Aujourd’hui, on ne peut nullement contester cette imprescriptibilité, qui concerne d’ailleurs uniquement l’action en résiliation intentée par le salarié, l’employeur ne pouvant, en raison de l’exercice du droit disciplinaire et de la faculté de licenciement, intenter cette action en résiliation, sauf dispositions légales contraires (v. Soc. 9 mars 1999, n° 96-41.734 P, D. 1999. 365
, note C. Radé
; Dr. soc. 1999. 526, obs. A. Mazeaud
; 13 mars 2001, n° 98-46.411 P, Dr. soc. 2001. 624, note C. Radé
).
Peut-on accepter cette imprescriptibilité alors qu’il existe une prescription des faits fautifs de deux mois (v. C. trav., art. L. 1332-4) ? Cette discordance n’est, en réalité, pas dérangeante. D’une part, la prescription des faits fautifs, qui a pour but d’éviter que l’employeur garde éternellement en mémoire tout acte répréhensible commis par le salarié, n’a pas la même finalité que celle poursuivie par la prescription d’une action en justice. D’autre part, elle possède des exceptions : il n’y a pas lieu d’appliquer la prescription des faits fautifs si le comportement fautif du salarié se réitère ou se poursuit au-delà de ce délai de deux mois (pour un rappel récent, v. Soc. 17 mai 2023, n° 21-21.019).
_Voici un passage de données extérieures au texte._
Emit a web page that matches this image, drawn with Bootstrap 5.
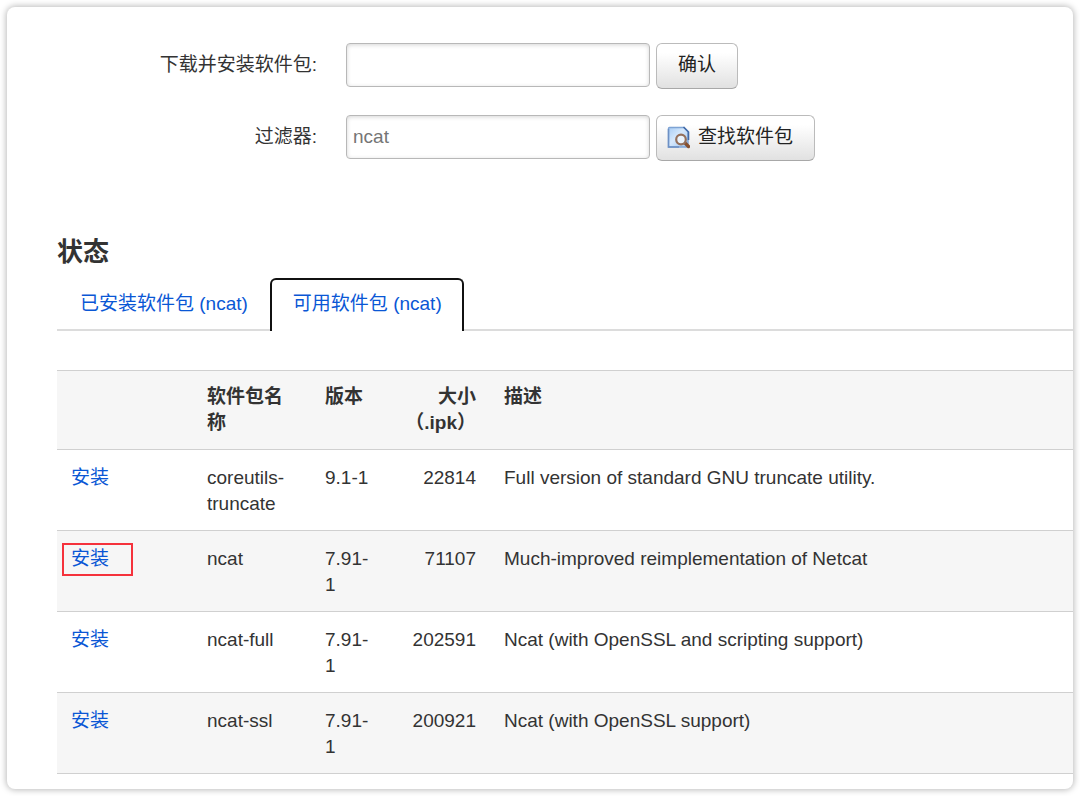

Tout est question de mesure et de limite, ce que la Cour de cassation fait parfaitement dans cet arrêt en encadrant l’imprescriptibilité de l’action en résiliation du contrat de travail.
Prescriptibilité de l’action après l’extinction du contrat
On peut raisonnablement estimer que la Cour régulatrice, en décidant que l’action est imprescriptible durant la seule vie du contrat de travail, admet a contrario, nonobstant les faiblesses de ce raisonnement juridique, que l’action se prescrit une fois le contrat éteint. Cela questionne toutefois à plus d’un titre.
En premier lieu, est-il envisageable d’agir en résiliation d’un contrat déjà éteint ? On peine, en première intention, à percevoir la logique derrière cette idée. Une résiliation judiciaire du contrat de travail après l’extinction de celui-ci est cependant tout à fait possible. Mais il faut distinguer (pour une présentation complète, v. G. Auzero, D. Baugard et E. Dockès, Droit du travail, 36e éd., Dalloz, coll. « Précis », 2022, p. 597, n° 450). Si la rupture du contrat de travail émane du salarié, celui-ci ne peut plus agir en résiliation judiciaire du contrat de travail (Soc. 31 oct. 2006, n° 04-46.280 P, Dalloz actualité 5 déc. 2006, obs. C. Dechristé ; D. 2006. 2810, obs. C. Dechristé
; ibid. 2007. 686, obs. G. Borenfreund, F. Guiomard, O. Leclerc, P. Lokiec, E. Peskine et C. Wolmark
; RDT 2007. 28, obs. T. Grumbach et J. Pélissier
; 13 juill. 2010, n° 08-43.852 ; 10 avr. 2013, n° 11-15.651, Dalloz actualité, 24 avr. 2013, obs. M. Peyronnet). Si elle émane de l’employeur en revanche, alors le juge peut statuer sur la demande en résiliation judiciaire du contrat de travail (Soc. 6 janv. 2010, n° 08-43.256).
Mais dans toutes ces hypothèses, la rupture du contrat de travail est intervenue après que le salarié a agi en résiliation judiciaire. Dès lors, le contrat était, au moment de l’introduction de cette action, encore en vigueur. S’il est déjà rompu, au moyen d’un licenciement par exemple, le salarié peut tout de même, semble-t-il, le contester par la voie de la résiliation judiciaire qui, si elle est reconnue, aura pour effet de priver le licenciement de cause réelle et sérieuse.
En second lieu, le délai de prescription est classiquement de deux ans à compter du jour où celui qui exerce l’action a connu ou aurait dû connaître les faits permettant de l’exercer (C. trav., art. L. 1471-1). Reste qu’une question se pose à l’égard du point de départ. Doit-il nécessairement être fixé après l’extinction du contrat ou peut-on considérer qu’il peut se situer avant et que le délai, suspendu pendant la vie du contrat, commence à courir au jour exact de son extinction ? Le résultat est, en somme, différent et la messe ne paraît pas encore tout à fait dite.